Alles klar? Zum besseren Verständnis dieser interessanten Kausalmixtur hier noch einmal der Kandidat in seinen eigenen Worten: „Die Bürgerinnen und Bürger wollen Fortschritt. Die drei Parteien der Ampel verbindet die Idee des Fortschritts in der Gesellschaft. Sie haben unterschiedliche, aber sich durchaus überschneidende Vorstellungen davon.“ Die Fortschrittsvorstellungen der SPD etwa hätten laut Scholz mit Respekt und der industriellen Modernisierung zu tun, die Grünen sähen den Fortschritt darin, den Klimawandel zu begrenzen. Und der FDP ginge es um technologische Modernisierung und um Bürgerrechte.

Philosophischer Wurf

Bei derart viel Progress zeigt sich Olaf Scholz sehr optimistisch: Unter Fortschrittsparteien wie diesen sei eine Koalition durchaus möglich. Das klingt nach einem ersten philosophischen Wurf, nach einem tragenden Dach über der realpolitischen Obdachlosigkeit zwischen etwa Christian Lindner und Annalena Baerbock. Doch immer, wenn die drei Spiegel-Journalisten konkreter nachfragten, fehlte dem Dachdecker des neuen ampel-politischen Weltbilds ein wenig die Bodenhaftung: „Es gibt die Möglichkeit zu einer großen Fortschrittsallianz, die weit über die Regierungskoalition hinausgeht und die ganze Gesellschaft ergreift“, so das Scholz'sche Fortschrittsmantra in einer weiteren Variation und Drehung.

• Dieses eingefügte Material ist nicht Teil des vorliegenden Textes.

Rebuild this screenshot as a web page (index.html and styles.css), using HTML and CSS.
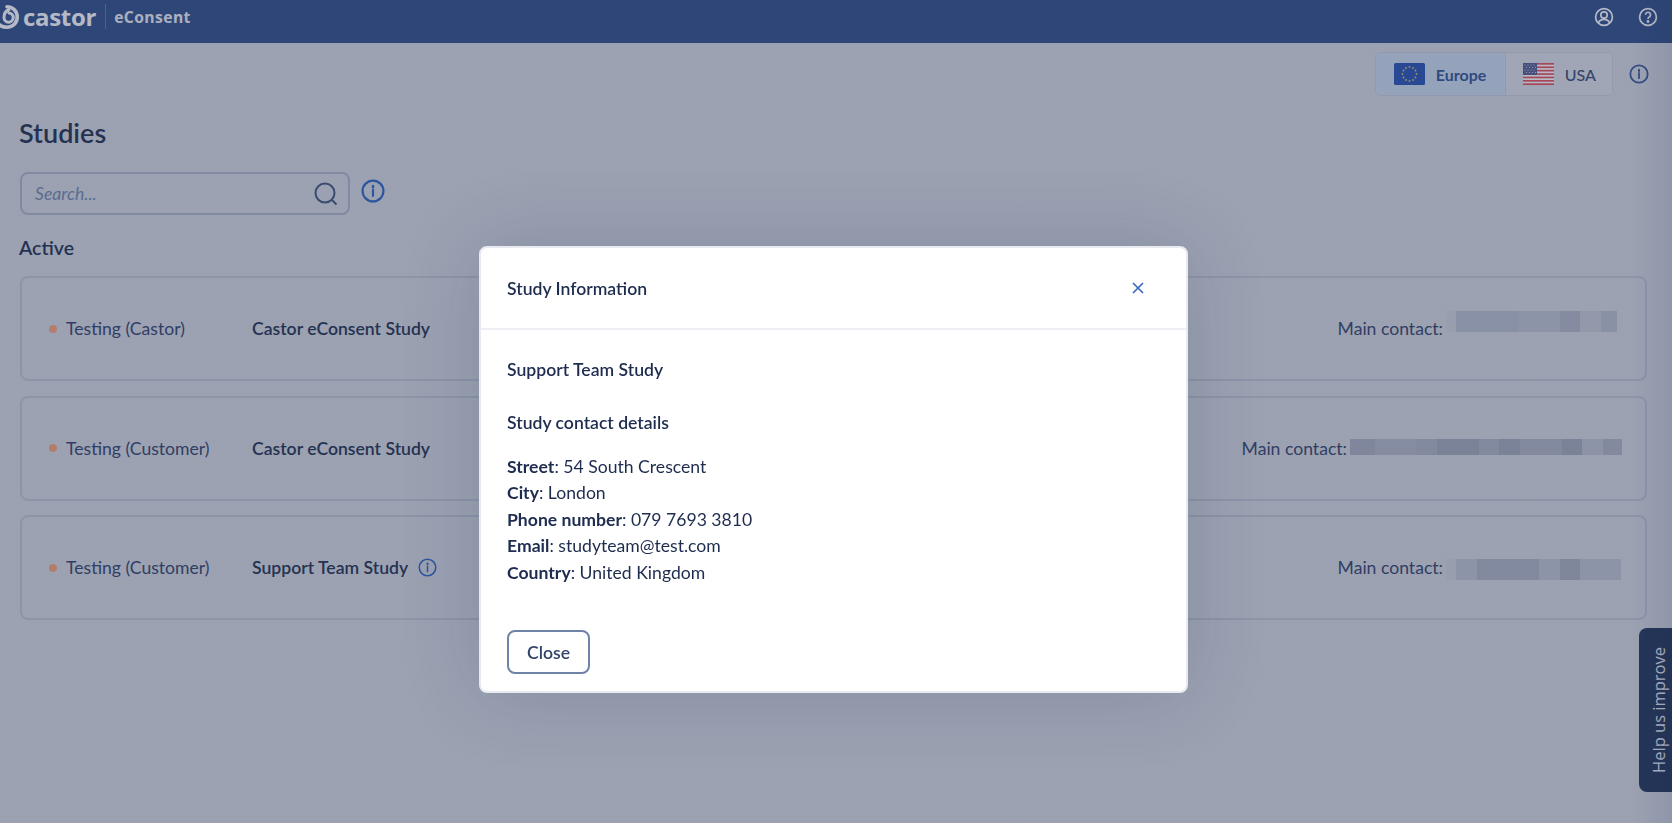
FILE: index.html
```html
<!DOCTYPE html>
<html lang="en">
<head>
    <meta charset="UTF-8">
    <title>Studies - Castor eConsent</title>
    <link rel="stylesheet" href="styles.css">
</head>
<body>
    <header class="topbar">
        <div class="brand">
            <svg class="brand-mark" viewBox="0 0 24 24" width="24" height="24" fill="none" stroke="currentColor" stroke-width="3.600" stroke-linecap="round">
                <path d="M12 1.800C18 1.800 22.200 6.500 22.200 12C22.200 18 18 22.200 12 22.200C8 22.200 4 20.500 2 17"/>
                <path d="M14 4.500C10.500 6 9 9.500 9 12.500A4.600 4.600 0 1 0 14 8" stroke-width="3"/>
            </svg>
            <span class="brand-name">castor</span>
            <span class="brand-line"></span>
            <span class="brand-product">eConsent</span>
        </div>
        <div class="topbar-icons">
            <svg viewBox="0 0 20 20" width="20" height="20" fill="none" stroke="currentColor" stroke-width="1.700">
                <circle cx="10" cy="10" r="8.400"/>
                <circle cx="10" cy="8" r="3.200"/>
                <path d="M4.600 15.600c1-2.400 3-3.200 5.400-3.200s4.400.8 5.400 3.200"/>
            </svg>
            <svg viewBox="0 0 20 20" width="20" height="20" fill="none" stroke="currentColor" stroke-width="1.700">
                <circle cx="10" cy="10" r="8.400"/>
                <path d="M7.500 7.800a2.500 2.500 0 1 1 3.800 2.100c-.9.600-1.300 1-1.300 2"/>
                <circle cx="10" cy="14.500" r=".6" fill="currentColor"/>
            </svg>
        </div>
    </header>

    <main class="content">
        <div class="region-row">
            <div class="region-switch">
                <div class="region region-active">
                    <svg class="flag" viewBox="0 0 31 22" width="31" height="22">
                        <rect width="31" height="22" rx="1.500" fill="#395eb8"/>
                        <g fill="#d3cb64">
                            <circle cx="15.500" cy="4" r=".9"/>
                            <circle cx="19" cy="5" r=".9"/>
                            <circle cx="21.500" cy="7.500" r=".9"/>
                            <circle cx="22.500" cy="11" r=".9"/>
                            <circle cx="21.500" cy="14.500" r=".9"/>
                            <circle cx="19" cy="17" r=".9"/>
                            <circle cx="15.500" cy="18" r=".9"/>
                            <circle cx="12" cy="17" r=".9"/>
                            <circle cx="9.500" cy="14.500" r=".9"/>
                            <circle cx="8.500" cy="11" r=".9"/>
                            <circle cx="9.500" cy="7.500" r=".9"/>
                            <circle cx="12" cy="5" r=".9"/>
                        </g>
                    </svg>
                    <span>Europe</span>
                </div>
                <div class="region region-other">
                    <svg class="flag" viewBox="0 0 31 22" width="31" height="22">
                        <rect width="31" height="22" rx="1.500" fill="#fff"/>
                        <g fill="#f05964">
                            <rect width="31" height="1.700"/>
                            <rect y="3.400" width="31" height="1.700"/>
                            <rect y="6.800" width="31" height="1.700"/>
                            <rect y="10.200" width="31" height="1.700"/>
                            <rect y="13.600" width="31" height="1.700"/>
                            <rect y="17" width="31" height="1.700"/>
                            <rect y="20.300" width="31" height="1.700"/>
                        </g>
                        <rect width="14" height="11.900" fill="#616796"/>
                        <g fill="#e6e8f0">
                            <circle cx="2" cy="2" r=".6"/><circle cx="5" cy="2" r=".6"/><circle cx="8" cy="2" r=".6"/><circle cx="11" cy="2" r=".6"/>
                            <circle cx="3.500" cy="4.500" r=".6"/><circle cx="6.500" cy="4.500" r=".6"/><circle cx="9.500" cy="4.500" r=".6"/><circle cx="12.500" cy="4.500" r=".6"/>
                            <circle cx="2" cy="7" r=".6"/><circle cx="5" cy="7" r=".6"/><circle cx="8" cy="7" r=".6"/><circle cx="11" cy="7" r=".6"/>
                            <circle cx="3.500" cy="9.500" r=".6"/><circle cx="6.500" cy="9.500" r=".6"/><circle cx="9.500" cy="9.500" r=".6"/><circle cx="12.500" cy="9.500" r=".6"/>
                        </g>
                    </svg>
                    <span>USA</span>
                </div>
            </div>
            <svg class="info-icon region-info" viewBox="0 0 20 20" width="20" height="20">
                <circle cx="10" cy="10" r="8.700"/>
                <path d="M10 9v5.200"/>
                <path class="info-dot" d="M10 5.700v1.200"/>
            </svg>
        </div>

        <h1 class="page-title">Studies</h1>

        <div class="search-row">
            <div class="search-box">
                <span class="search-hint">Search...</span>
                <svg viewBox="0 0 24 24" width="24" height="24" fill="none" stroke="currentColor" stroke-width="2" class="search-icon">
                    <circle cx="11" cy="11" r="9.500"/>
                    <path d="M18 18l4.500 4.500"/>
                </svg>
            </div>
            <svg class="info-icon search-info" viewBox="0 0 20 20" width="24" height="24">
                <circle cx="10" cy="10" r="8.700"/>
                <path d="M10 9v5.200"/>
                <path class="info-dot" d="M10 5.700v1.200"/>
            </svg>
        </div>

        <h2 class="section-title">Active</h2>

        <div class="study-list">
            <div class="study-card">
                <span class="status-dot"></span>
                <span class="study-env">Testing (Castor)</span>
                <span class="study-name">Castor eConsent Study</span>
                <span class="study-contact">Main contact:</span>
                <span class="blur blur-one"></span>
            </div>
            <div class="study-card">
                <span class="status-dot"></span>
                <span class="study-env">Testing (Customer)</span>
                <span class="study-name">Castor eConsent Study</span>
                <span class="study-contact">Main contact:</span>
                <span class="blur blur-two"></span>
            </div>
            <div class="study-card">
                <span class="status-dot"></span>
                <span class="study-env">Testing (Customer)</span>
                <span class="study-name">Support Team Study</span>
                <svg class="info-icon card-info" viewBox="0 0 20 20" width="19" height="19">
                    <circle cx="10" cy="10" r="8.700"/>
                    <path d="M10 9v5.200"/>
                    <path class="info-dot" d="M10 5.700v1.200"/>
                </svg>
                <span class="study-contact">Main contact:</span>
                <span class="blur blur-three"></span>
            </div>
        </div>
    </main>

    <div class="help-tab"><span>Help us improve</span></div>

    <!-- Modal -->
    <div class="overlay">
        <div class="modal">
            <div class="modal-header">
                <h3>Study Information</h3>
                <svg class="modal-close" viewBox="0 0 14 14" width="14" height="14" fill="none" stroke="currentColor" stroke-width="1.700">
                    <path d="M2 2l10 10M12 2L2 12"/>
                </svg>
            </div>
            <div class="modal-body">
                <h4 class="modal-study">Support Team Study</h4>
                <h4 class="modal-sub">Study contact details</h4>
                <p class="modal-details">
                    <b>Street</b>: 54 South Crescent<br>
                    <b>City</b>: London<br>
                    <b>Phone number</b>: 079 7693 3810<br>
                    <b>Email</b>: studyteam@test.com<br>
                    <b>Country</b>: United Kingdom
                </p>
                <button class="btn-close">Close</button>
            </div>
        </div>
    </div>
</body>
</html>
```

FILE: styles.css
```css
* {
    margin: 0;
    padding: 0;
    box-sizing: border-box;
}

body {
    font-family: 'Lato', 'Liberation Sans', sans-serif;
    background-color: #dcdde3;
    color: #323d59;
    height: 823px;
    overflow: hidden;
}

/* Topo */
.topbar {
    height: 43px;
    background-color: #405a90;
    color: #fff;
    display: flex;
    align-items: center;
    justify-content: space-between;
    padding: 0 14px 10px 0;
}

.brand {
    display: flex;
    align-items: center;
    margin-left: -5px;
}

.brand-name {
    font-family: 'Open Sans', sans-serif;
    font-weight: 700;
    font-size: 24px;
    line-height: 30px;
    margin-left: 4px;
    letter-spacing: -.3px;
}

.brand-line {
    width: 1px;
    height: 25px;
    margin: 0 8px 0 9px;
    background-color: #6183c8;
}

.brand-product {
    font-family: 'Open Sans', sans-serif;
    font-weight: 700;
    font-size: 15.700px;
    letter-spacing: .4px;
    color: #f0f1f5;
}

.topbar-icons {
    display: flex;
    align-items: center;
    gap: 24px;
}

/* Conteudo */
.content {
    padding: 9px 25px 0 20px;
}

.region-row {
    display: flex;
    justify-content: flex-end;
    align-items: center;
    height: 44px;
    gap: 16px;
    margin-right: -2px;
}

.region-switch {
    display: flex;
    height: 44px;
    border: 1px solid #ced2dc;
    border-radius: 5px;
    overflow: hidden;
}

.region {
    display: flex;
    align-items: center;
    gap: 11px;
    padding: 0 16px 0 18px;
    font-size: 16px;
    font-weight: 500;
    color: #47567c;
}

.region-active {
    width: 129px;
    background-color: #d2dfef;
    color: #43609c;
    font-weight: 700;
}

.region-other {
    background-color: #e2e3e8;
    border-left: 1px solid #ced2dc;
    padding-left: 17px;
}

.info-icon {
    fill: none;
    stroke: #3b70c8;
    stroke-width: 1.600;
    stroke-linecap: round;
    flex-shrink: 0;
}

.info-dot {
    stroke-width: 2;
}

.region-info {
    stroke: #47639c;
    stroke-width: 1.800;
}

.page-title {
    font-size: 27px;
    font-weight: 600;
    line-height: 34px;
    margin: 20px 0 0 -1px;
}

.search-row {
    display: flex;
    align-items: center;
    gap: 11px;
    margin-top: 22px;
}

.search-box {
    width: 330px;
    height: 43px;
    border: 2px solid #b4bccd;
    border-radius: 8px;
    display: flex;
    align-items: center;
    justify-content: space-between;
    padding: 0 10px 0 13px;
}

.search-hint {
    font-style: italic;
    font-size: 17.600px;
    color: #7e8fb4;
}

.search-icon {
    color: #506186;
}

.search-info {
    margin-top: -5px;
    stroke-width: 1.800;
}

.section-title {
    font-size: 19.500px;
    font-weight: 600;
    line-height: 24px;
    margin: 21px 0 0 -1px;
}

.study-list {
    display: flex;
    flex-direction: column;
    gap: 14.500px;
    margin-top: 16px;
}

.study-card {
    height: 105px;
    border: 2px solid #c6cad6;
    border-radius: 8px;
    display: flex;
    align-items: center;
    padding: 0 23px 0 27px;
}

.status-dot {
    width: 8px;
    height: 8px;
    border-radius: 50%;
    background-color: #fdaa81;
    margin-right: 9px;
}

.study-env {
    width: 186px;
    font-size: 17.600px;
    color: #434f73;
}

.study-name {
    font-size: 17.600px;
    font-weight: 600;
}

.card-info {
    margin-left: 10px;
}

.study-contact {
    margin-left: auto;
    font-size: 17.600px;
    color: #434f73;
}

.blur {
    margin-left: 3px;
}

.blur-one {
    width: 171px;
    height: 21px;
    margin-right: 5px;
    margin-bottom: 15px;
    background: linear-gradient(to right, #d6d9df 0 10px, #c1c4d1 10px 72px, #c6c9d5 72px 114px, #babdca 114px 134px, #ced0d8 134px 155px, #c1c4d1 155px 100%);
}

.blur-two {
    width: 272px;
    height: 16px;
    margin-bottom: 2px;
    background: linear-gradient(to right, #b4b7c5 0 25px, #bcbfcc 25px 66px, #b8bbc9 66px 87px, #acb0bf 87px 129px, #b8bbc9 129px 149px, #acb0bf 149px 170px, #b8bbc9 170px 212px, #acb0bf 212px 232px, #c6c9d5 232px 253px, #b8bbc9 253px 100%);
}

.blur-three {
    width: 175px;
    height: 21px;
    margin-right: 1px;
    margin-top: 4px;
    background: linear-gradient(to right, #d6d9df 0 10px, #c6c9d5 10px 31px, #b8bbc9 31px 93px, #c6c9d5 93px 114px, #b4b7c5 114px 134px, #c6c9d5 134px 100%);
}

/* Aba lateral */
.help-tab {
    position: fixed;
    top: 628px;
    right: 0;
    width: 33px;
    height: 164px;
    padding-left: 6px;
    background-color: #324263;
    border-radius: 8px 0 0 8px;
    color: #f0f2f6;
    display: flex;
    align-items: center;
    justify-content: center;
}

.help-tab span {
    writing-mode: vertical-rl;
    transform: rotate(180deg);
    font-family: 'Open Sans', sans-serif;
    font-size: 16.500px;
    white-space: nowrap;
}

/* Modal */
.overlay {
    position: fixed;
    inset: 0;
    background: linear-gradient(to left, rgba(8, 25, 65, .36), rgba(8, 25, 65, .3) 40px);
}

.modal {
    position: absolute;
    top: 246px;
    left: 479px;
    width: 709px;
    height: 447px;
    background-color: #fff;
    border: 2px solid #e8eaf2;
    border-radius: 8px;
    box-shadow: 0 0 80px rgba(8, 25, 65, .16);
    color: #1e2c4f;
}

.modal-header {
    height: 82px;
    border-bottom: 2px solid #eeeef4;
    display: flex;
    align-items: center;
    justify-content: space-between;
    padding: 0 41px 0 26px;
}

.modal-header h3 {
    font-size: 17.600px;
    font-weight: 600;
}

.modal-close {
    color: #3a6ac0;
}

.modal-body {
    padding: 28px 26px 0;
    font-size: 17.600px;
}

.modal-study,
.modal-sub {
    font-size: 17.600px;
    font-weight: 600;
    line-height: 24px;
}

.modal-sub {
    margin-top: 29px;
}

.modal-details {
    margin-top: 19px;
    line-height: 26.400px;
}

.modal-details b {
    font-weight: 700;
}

.btn-close {
    display: block;
    margin-top: 44px;
    width: 83px;
    height: 44px;
    background-color: #fff;
    border: 2px solid #6f82a8;
    border-radius: 8px;
    font-family: inherit;
    font-size: 17.600px;
    font-weight: 600;
    color: #33436b;
}
```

Derart ergriffen von der zurückgewonnenen Utopiefähigkeit einer Partei der linken Mitte sieht sich Olaf Scholz sogar schon als Erneuerer der europäischen Sozialdemokraten in Gänze: Die SPD, so Scholz auf die Frage, ob er in all diesen Vorstellungswelten nicht ein wenig zu waghalsig agiere, habe einen langen Prozess der Neuausrichtung hinter sich: „Schließlich geht es um die grundlegende Fragestellung, was sozialdemokratische Politik in einem reichen kapitalistischen Land wie Deutschland mitten in Europa bedeutet. Wir haben das nach und nach beantwortet und unseren Kurs durchgehalten.“

Keck und lausbubenhaft

Ob das nicht doch ein wenig vollmundig sei in Anbetracht einer nach links gerückten Fraktion und eines Stimmanteils von gerade einmal 25,7 Prozent der Wähler? „Nö“, erwidert Scholz, fast etwas zu keck und lausbubenhaft. Er habe schließlich ehrgeizige Ziele für das Land. Und das Wesentliche sei doch, dass er wolle. Ob dieser Wille zur Macht indes am Ende schon ausreichen wird, um so ungleiche Partner wie Rot, Gelb und Grün wirklich in eine Koalition zu bringen? Zweifel dürfen nach diesem Interview bleiben. Denn bekanntlich ist die Welt zwar Wille, aber ebenso auch Vorstellung.

An letzterer aber scheint es fünf Tage nach der Wahl noch immer zu mangeln. „Brüder, zur Sonne!“ jedenfalls dürfte eine zu ungenaue Marschrichtung für eine künftige Ampelkoalition sein.